The Federal government was granted powers to provide a General Welfare for the States... basically it was given powers to make Treaties, etc. that would provide an environment for the individual states to thrive, and to provide necessary defense. General Welfare has been interpreted to mean all sorts of things, but it is rather straight forward in the actual document.
 
Some, who have not denied the necessity of the power of taxation, have grounded a very fierce attack against the Constitution, on the language in which it is defined. It has been urged and echoed, that the power "to lay and collect taxes, duties, imposts, and excises, to pay the debts, and provide for the common defense and general welfare of the United States," amounts to an unlimited commission to exercise every power which may be alleged to be necessary for the common defense or general welfare. No stronger proof could be given of the distress under which these writers labor for objections, than their stooping to such a misconstruction.

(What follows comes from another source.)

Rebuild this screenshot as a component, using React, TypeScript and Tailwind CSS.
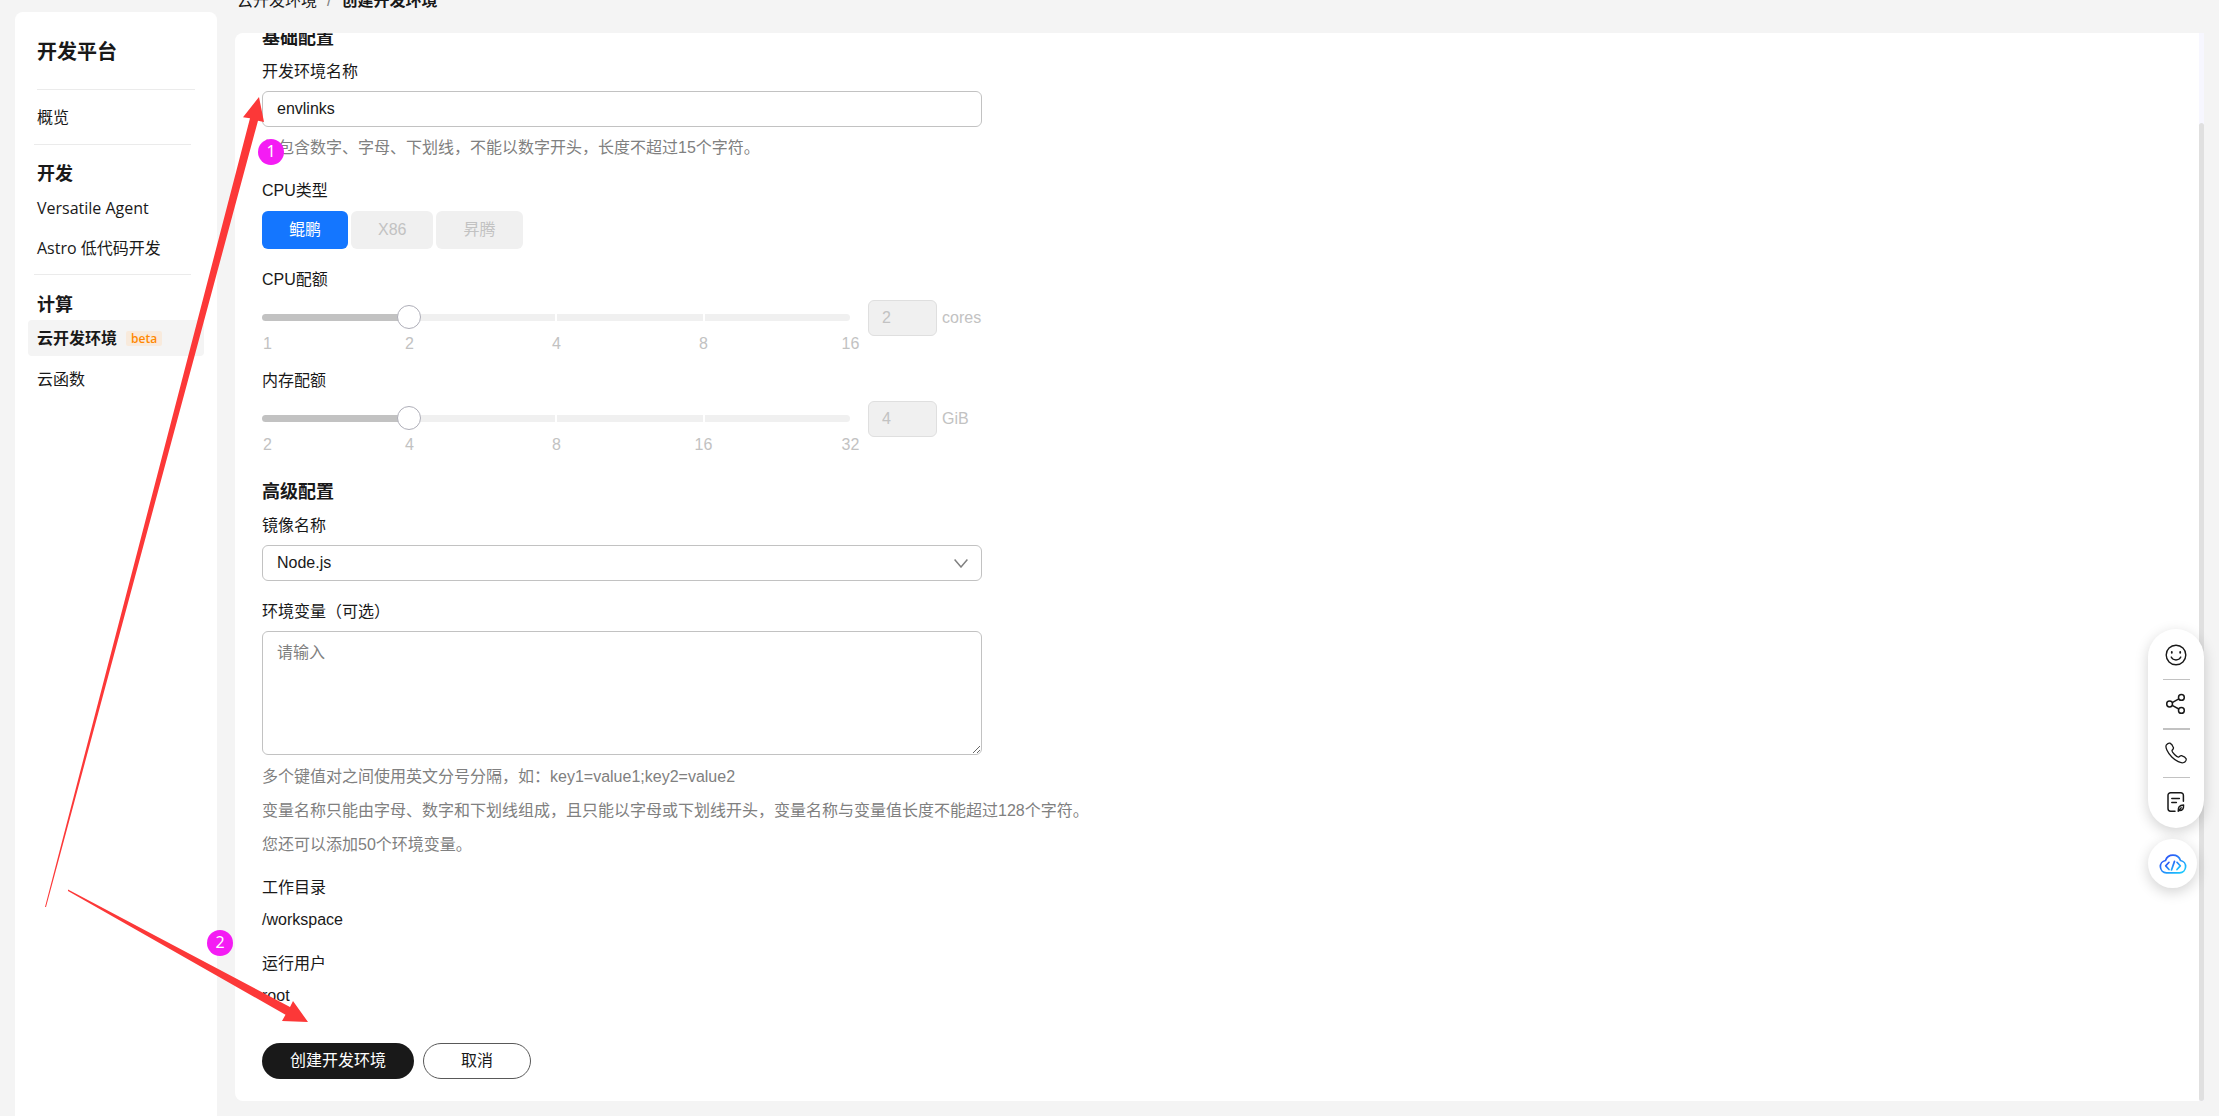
import { useState } from "react";

interface QuotaSliderProps {
  id: string;
  label: string;
  marks: number[];
  index: number;
  unit: string;
}

function QuotaSlider({ id, label, marks, index, unit }: QuotaSliderProps) {
  return (
    <div className="mb-[13px]">
      <label htmlFor={id} className="block mb-2">
        {label}
      </label>
      <div className="flex items-start text-[#c2c2c2]">
        <div className="relative w-[588px] mr-[18px] pt-[14px]">
          {/* Track */}
          <div className="flex gap-[2px] h-[7px] rounded-full overflow-hidden">
            {marks.slice(1).map((mark, i) => (
              <div
                key={mark}
                className={
                  i < index ? "flex-1 bg-[#c2c2c2]" : "flex-1 bg-[#f0f0f0]"
                }
              />
            ))}
          </div>
          <input
            id={id}
            type="range"
            min={0}
            max={marks.length - 1}
            value={index}
            disabled
            readOnly
            className="absolute -left-3 top-[5px] w-[612px] h-6 appearance-none bg-transparent [&::-webkit-slider-thumb]:appearance-none [&::-webkit-slider-thumb]:size-6 [&::-webkit-slider-thumb]:rounded-full [&::-webkit-slider-thumb]:border [&::-webkit-slider-thumb]:border-[#aeaeb8] [&::-webkit-slider-thumb]:bg-white"
          />
          {/* Marks */}
          <div className="flex mt-[11px]">
            {marks.map((mark, i) => (
              <span
                key={mark}
                className={
                  i === 0
                    ? "w-[74px] shrink-0 pl-px"
                    : "w-[147px] shrink-0 text-center"
                }
              >
                {mark}
              </span>
            ))}
          </div>
        </div>
        <input
          aria-label={`${label} ${unit}`}
          value={marks[index]}
          disabled
          readOnly
          className="w-[69px] h-9 px-[13px] rounded-md border border-[#dfdfdf] bg-[#f0f0f0]"
        />
        <span className="ml-[5px] leading-9">{unit}</span>
      </div>
    </div>
  );
}

function Sidebar() {
  return (
    <aside className="w-[202px] shrink-0 mt-3 ml-[15px] rounded-t-lg bg-white font-['Open_Sans','Noto_Sans_CJK_SC',sans-serif]">
      <h1 className="pl-[22px] pt-[26px] pb-[23px] text-xl leading-7 font-bold">
        开发平台
      </h1>
      <nav className="flex flex-col">
        <div className="ml-[22px] mr-[22px] border-t border-[#ebebeb]" />
        <a href="#overview" className="pl-[22px] mt-[15px] mb-[15px]">
          概览
        </a>
        <div className="ml-[19px] mr-[26px] border-t border-[#ebebeb]" />
        <h2 className="pl-[22px] mt-4 text-lg leading-6 font-bold">开发</h2>
        <a href="#agent" className="pl-[22px] mt-[11px]">
          Versatile Agent
        </a>
        <a href="#astro" className="pl-[22px] mt-4 mb-[14px]">
          Astro 低代码开发
        </a>
        <div className="ml-[19px] mr-[26px] border-t border-[#ebebeb]" />
        <h2 className="pl-[22px] mt-[17px] text-lg leading-6 font-bold">
          计算
        </h2>
        <a
          href="#env"
          className="flex items-center h-9 mt-1 ml-[13px] mr-[13px] pl-[9px] rounded bg-[#f4f4f4] font-bold"
        >
          云开发环境
          <span className="ml-[9px] px-[5px] h-[15px] rounded-xs bg-[#f8eadc] text-[#ff8800] text-xs leading-[15px] font-semibold">
            beta
          </span>
        </a>
        <a href="#function" className="pl-[22px] mt-[11px]">
          云函数
        </a>
      </nav>
    </aside>
  );
}

function FloatingTools() {
  return (
    <div className="absolute right-[15px] top-[629px] flex flex-col items-start gap-[11px]">
      <div className="flex flex-col items-center w-14 h-[199px] py-0.5 rounded-full bg-white shadow-[0_4px_14px_rgba(0,0,0,0.18)]">
        <button aria-label="满意度" className="flex-1 flex items-center">
          <svg
            viewBox="0 0 22 22"
            className="size-[22px]"
            fill="none"
            stroke="#191919"
            strokeWidth="1.4"
            strokeLinecap="round"
          >
            <circle cx="11" cy="11" r="9.8" />
            <path d="M6.200 13a5.400 5.400 0 0 0 9.600 0" />
            <path d="M6.800 8v.8M15.200 8v.8" strokeWidth="1.800" />
          </svg>
        </button>
        <div className="w-[27px] h-px bg-[#c2c2c2]" />
        <button aria-label="分享" className="flex-1 flex items-center">
          <svg
            viewBox="0 0 22 22"
            className="size-[22px]"
            fill="none"
            stroke="#191919"
            strokeWidth="1.5"
          >
            <circle cx="4.6" cy="11" r="2.9" />
            <circle cx="16.4" cy="4.4" r="2.9" />
            <circle cx="16.4" cy="17.4" r="2.9" />
            <path d="M7.2 9.6 13.8 5.8M7.2 12.4l6.6 3.6" />
          </svg>
        </button>
        <div className="w-[27px] h-0.5 bg-[#c2c2c2]" />
        <button aria-label="电话" className="flex-1 flex items-center">
          <svg
            viewBox="0 0 22 22"
            className="size-[22px]"
            fill="none"
            stroke="#191919"
            strokeWidth="1.3"
            strokeLinejoin="round"
          >
            <path d="M1.4 2.800C2.600 1.400 4 .8 5 1.200c1 .5 3 3.300 3.400 4.400.5 1.200-1.100 2-1.400 3.100-.3 1.300 4.900 6.600 6.400 6.400 1.200-.2 1.900-1.900 3.100-1.500 1.200.4 4.200 2.200 4.600 3.200.4 1.100-.8 3-2.300 3.700-2.700 1.200-8-1.500-12-5.500S-.2 5 1.400 2.800Z" />
          </svg>
        </button>
        <div className="w-[27px] h-px bg-[#c2c2c2]" />
        <button aria-label="反馈" className="flex-1 flex items-center">
          <svg
            viewBox="0 0 22 22"
            className="size-[22px]"
            fill="none"
            stroke="#191919"
            strokeWidth="1.5"
            strokeLinecap="round"
          >
            <path d="M10 20.200H5.600a2.600 2.600 0 0 1-2.600-2.600V4.400a2.600 2.600 0 0 1 2.600-2.600h10.200a2.600 2.600 0 0 1 2.600 2.600v5.800" />
            <path d="M6.800 7.600h7.600M6.800 11.600h4.600" />
            <path
              d="M13.200 20.200c-.4-3.800 1.200-6 5.400-6.200.2 3.800-1.200 5.600-4 5.600M13.200 20.200l3-3.400"
              strokeWidth="1.400"
              strokeLinejoin="round"
            />
          </svg>
        </button>
      </div>
      <button
        aria-label="云开发"
        className="flex items-center justify-center size-[49px] rounded-full bg-white shadow-[0_4px_14px_rgba(0,0,0,0.18)]"
      >
        <svg viewBox="0 0 28 20" className="w-7 h-5" fill="none">
          <defs>
            <linearGradient id="cloud" x1="0" y1="0" x2="1" y2="1">
              <stop offset="0.2" stopColor="#2b5cf6" />
              <stop offset="1" stopColor="#19d3ff" />
            </linearGradient>
          </defs>
          <g
            stroke="url(#cloud)"
            strokeWidth="1.7"
            strokeLinecap="round"
            strokeLinejoin="round"
          >
            <path d="M7.400 18.800a6.200 6.200 0 0 1-.9-12.300C7.600 3.200 10.400 1.100 14 1.100s6.400 2.100 7.500 5.400a6.200 6.200 0 0 1-.9 12.300Z" />
            <path d="m10 8.300-3.300 3.600 3.300 3.600M18 8.300l3.300 3.600-3.300 3.600M15.500 7.400l-3 8.600" />
          </g>
        </svg>
      </button>
    </div>
  );
}

function Annotations() {
  return (
    <div className="absolute inset-0 pointer-events-none text-white text-base leading-6 text-center font-['Noto_Sans',sans-serif]">
      <svg width="340" height="1040" className="absolute left-0 top-0">
        <g fill="#fc3838">
          <path d="M45 907 250 118.300 243 117.300 259 97 264 122 258 120.700 46 907Z" />
          <path d="M68 889.500 290 1007 293 1001 308 1022 282 1021 285.500 1014.700 68 891Z" />
        </g>
      </svg>
      <span className="absolute left-[258px] top-[139px] size-[26px] rounded-full bg-[#f41cf4]">
        1
      </span>
      <span className="absolute left-[207px] top-[930px] size-[26px] rounded-full bg-[#f41cf4]">
        2
      </span>
    </div>
  );
}

export default function App() {
  const [name, setName] = useState("envlinks");
  const [vars, setVars] = useState("");

  return (
    <div className="relative flex h-screen overflow-hidden bg-[#f4f4f4] text-base leading-6 text-[#191919] font-['Liberation_Sans','Noto_Sans_CJK_SC',sans-serif]">
      <Sidebar />

      <main className="flex flex-col flex-1 min-w-0 ml-[18px] mr-[15px]">
        {/* Breadcrumb */}
        <header className="h-[33px] shrink-0 overflow-hidden">
          <nav className="flex -mt-[11px] pl-[2px]">
            <a href="#env">云开发环境</a>
            <span className="mx-[10px] text-[#808080]">/</span>
            <span className="font-bold">创建开发环境</span>
          </nav>
        </header>

        <div className="flex flex-1 min-h-0 mb-[15px]">
          <form className="flex-1 min-w-0 overflow-hidden rounded-l-lg bg-white pl-[27px]">
            <h2 className="-mt-[7px] mb-[10px] text-lg leading-6 font-bold">
              基础配置
            </h2>

            <div className="mb-[19px]">
              <label htmlFor="name" className="block mb-[7px]">
                开发环境名称
              </label>
              <input
                id="name"
                value={name}
                onChange={(e) => setName(e.target.value)}
                className="block w-[720px] h-9 px-[14px] rounded-md border border-[#c2c2c2] bg-white"
              />
              <p className="mt-[9px] text-[#808080]">
                仅包含数字、字母、下划线，不能以数字开头，长度不超过15个字符。
              </p>
            </div>

            <div className="mb-[19px]">
              <p className="mb-2">CPU类型</p>
              <div className="flex gap-[3px]">
                <button
                  type="button"
                  className="h-[38px] px-[27px] rounded-md bg-[#1476ff] text-white"
                >
                  鲲鹏
                </button>
                <button
                  type="button"
                  disabled
                  className="h-[38px] px-[27px] rounded-md bg-[#f0f0f0] text-[#c2c2c2]"
                >
                  X86
                </button>
                <button
                  type="button"
                  disabled
                  className="h-[38px] px-[27px] rounded-md bg-[#f0f0f0] text-[#c2c2c2]"
                >
                  昇腾
                </button>
              </div>
            </div>

            <QuotaSlider
              id="cpu"
              label="CPU配额"
              marks={[1, 2, 4, 8, 16]}
              index={1}
              unit="cores"
            />
            <QuotaSlider
              id="memory"
              label="内存配额"
              marks={[2, 4, 8, 16, 32]}
              index={1}
              unit="GiB"
            />

            <h2 className="mt-[23px] mb-[10px] text-lg leading-6 font-bold">
              高级配置
            </h2>

            <div className="mb-[19px]">
              <label htmlFor="image" className="block mb-[7px]">
                镜像名称
              </label>
              <div className="relative w-[720px]">
                <select
                  id="image"
                  className="block w-full h-9 px-[14px] rounded-md border border-[#c2c2c2] bg-white appearance-none"
                >
                  <option>Node.js</option>
                </select>
                <svg
                  viewBox="0 0 14 9"
                  className="absolute right-[14px] top-[14px] w-[14px] h-[9px]"
                  fill="none"
                  stroke="#808080"
                  strokeWidth="1.5"
                >
                  <path d="m.6.6 6.400 7.400L13.400.6" />
                </svg>
              </div>
            </div>

            <div className="mb-[14px]">
              <label htmlFor="vars" className="block mb-[7px]">
                环境变量（可选）
              </label>
              <textarea
                id="vars"
                value={vars}
                onChange={(e) => setVars(e.target.value)}
                placeholder="请输入"
                className="block w-[720px] h-[124px] px-[14px] py-[9px] rounded-md border border-[#c2c2c2] bg-white placeholder:text-[#808080]"
              />
              <div className="mt-[5px] leading-[34px] text-[#808080]">
                <p>多个键值对之间使用英文分号分隔，如：key1=value1;key2=value2</p>
                <p>
                  变量名称只能由字母、数字和下划线组成，且只能以字母或下划线开头，变量名称与变量值长度不能超过128个字符。
                </p>
                <p>您还可以添加50个环境变量。</p>
              </div>
            </div>

            <dl>
              <dt className="mb-2">工作目录</dt>
              <dd className="mb-5">/workspace</dd>
              <dt className="mb-2">运行用户</dt>
              <dd>root</dd>
            </dl>

            <div className="flex gap-[9px] mt-[35px]">
              <button
                type="submit"
                className="h-9 px-7 rounded-full bg-[#191919] text-white"
              >
                创建开发环境
              </button>
              <button
                type="button"
                className="h-9 px-[37px] rounded-full border border-[#595959] bg-white"
              >
                取消
              </button>
            </div>
          </form>

          {/* Scrollbar */}
          <div className="w-[5px] bg-[#f7f7ff] pt-[90px]">
            <div className="h-full rounded-full bg-[#e0e0e0]" />
          </div>
        </div>
      </main>

      <FloatingTools />
      <Annotations />
    </div>
  );
}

Had no other enumeration or definition of the powers of the Congress been found in the Constitution, than the general expressions just cited, the authors of the objection might have had some color for it; though it would have been difficult to find a reason for so awkward a form of describing an authority to legislate in all possible cases. A power to destroy the freedom of the press, the trial by jury, or even to regulate the course of descents, or the forms of conveyances, must be very singularly expressed by the terms "to raise money for the general welfare."
 
The Federal government was granted powers to provide a General Welfare for the States... basically it was given powers to make Treaties, etc. that would provide an environment for the individual states to thrive, and to provide necessary defense. General Welfare has been interpreted to mean all sorts of things, but it is rather straight forward in the actual document.

The preamble to the Constitution states:

"We the people of the United States, in order to form a more perfect union, establish justice, insure domestic tranquility, provide for the common defense, promote the general welfare, and secure the blessings of liberty to ourselves and our posterity, do ordain and establish this Constitution for the United States of America."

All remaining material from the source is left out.